Déterminer les risques et la variabilité climatiques
Les chercheurs ont créé une base de données climatiques nationale à partir d’archives et de témoignages qui reconstruit près de 30 ans de données météorologiques perdues pendant la guerre. La base de données permet de mieux comprendre les conditions météorologiques passées et les projections présentes et futures des risques liés aux changements climatiques. Dans les villes côtières de l’Angola, l’intensité et la variabilité des événements climatiques tels que les tempêtes de pluie et les inondations ont plus que doublé au cours des 60 dernières années.
Cartographie participative des risques auxquels s’exposent les collectivités
L’équipe de recherche a utilisé des images satellites et des méthodes de recherche participative pour élaborer des cartes détaillées des risques liés au climat qui menacent les quatre villes côtières, notamment les inondations, l’érosion, l’élévation du niveau de la mer, les ondes de tempête et l’intrusion d’eau salée. L’équipe a fait du porte-à-porte pour mener des enquêtes auprès des ménages dans les collectivités touchées et a organisé des discussions de groupe pour valider les données. La recherche a montré que la participation directe des collectivités et des autorités municipales permet de définir plus facilement les mesures qui prennent en compte des défis locaux précis, réduisant ainsi la vulnérabilité.

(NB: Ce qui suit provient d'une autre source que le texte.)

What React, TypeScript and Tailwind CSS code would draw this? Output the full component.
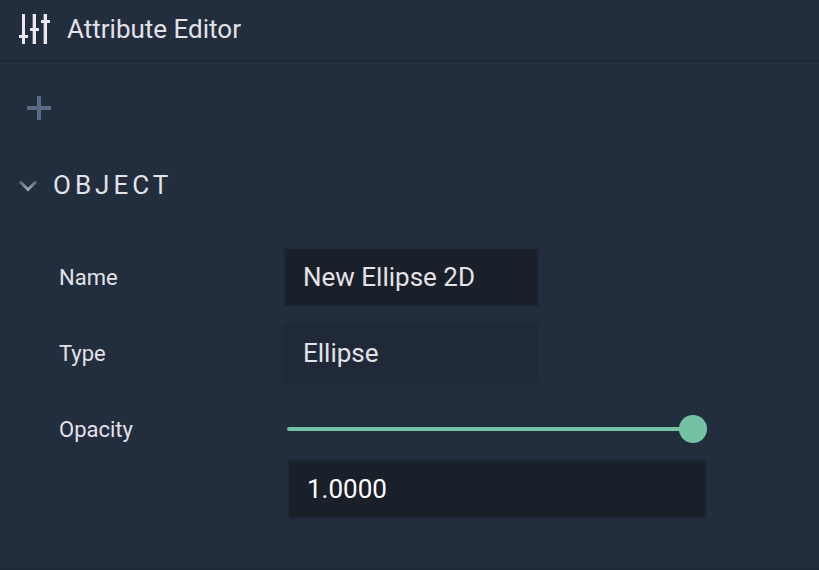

Les représentants municipaux utilisent les cartes des risques pour orienter la planification urbaine et déterminer où des mesures doivent être prises pour protéger les collectivités. Par exemple, les cartes ont révélé que plus de 12 % des ménages de Luanda étaient vulnérables à l’érosion et aux inondations, y compris dans les zones côtières. Dans les trois autres villes, 40 à 50 % de la population n’avait pas un accès adéquat à de l’eau propre, ce qui entraîne des cas fréquents de paludisme, de diarrhée et de choléra dus à de mauvaises conditions sanitaires et à une eau polluée et rare.
Planification des inondations et mesures d’intervention
Les chercheurs ont travaillé avec la Section des changements climatiques de la Direction nationale de l’environnement pour établir un système d’alerte rapide en cas d’inondation dans le sud-ouest de l’Angola. Il s’agissait de recueillir des données à partir des échelles de crue télécommandées et de les transmettre au ministère de la Protection civile pour faciliter la planification des inondations et les mesures d’intervention. En 2015 et 2016, Development Workshop Angola a travaillé avec les ministères de l’Environnement et de l’Administration territoriale à Benguela et à Lobito pour donner des conseils sur les risques de tempêtes et d’inondations en prévision des tempêtes majeures. Une combinaison d’images satellites en temps quasi réel et les résultats des évaluations préliminaires des risques ont été utilisés pour suivre les tempêtes qui approchaient, avertir les collectivités et évacuer des centaines de familles. Ces événements extrêmes soulignent l’importance des évaluations des risques, des cartes municipales des risques et des systèmes d’alerte rapide pour éclairer les mesures de protection des collectivités.
Amélioration de la disponibilité et de l’abordabilité de l’eau
Le résultat le plus important de la recherche pour les populations urbaines vulnérables de l’Angola est l’amélioration de la disponibilité et de l’abordabilité de l’eau pour les ménages. Dans trois quartiers de Luanda, les consommateurs ont élu des gardiens de l’approvisionnement en eau pour créer des associations qui perçoivent des frais d’utilisation, gèrent l’entretien et achètent de l’eau en vrac aux entreprises provinciales parapubliques de distribution de l’eau. Il en a résulté un accès accru à l’eau potable et une réduction de 90 % du coût. Cette approche garantit que les comités élus à l’échelle locale financent l’entretien des points d’eau en percevant des droits pour les services et jouent un rôle actif pour faire la promotion de l’hygiène et d’installations sanitaires de base. Le gouvernement a intégré ce modèle à une politique de « l’eau pour tous » et il l’a reproduit partout dans le pays.
Effets à long terme
La base de données probantes et les leçons tirées de cette recherche financée par le CRDI ont aidé Development Workshop Angola à obtenir des fonds supplémentaires pour travailler dans deux autres villes côtières (Soyo et Namibe), où ils cartographient les risques climatiques et élaborent des stratégies locales d’adaptation pour rendre les villes plus résilientes. Development Workshop Angola a également coopéré avec le ministère national pour la Résilience urbaine (créé en 2018) afin de lui communiquer les données du projet et d’assurer leur utilisation. En reconnaissance de leur expertise, le gouvernement angolais a demandé à Development Workshop Angola de l’aider à élaborer une stratégie nationale et un plan d’action sur les changements climatiques.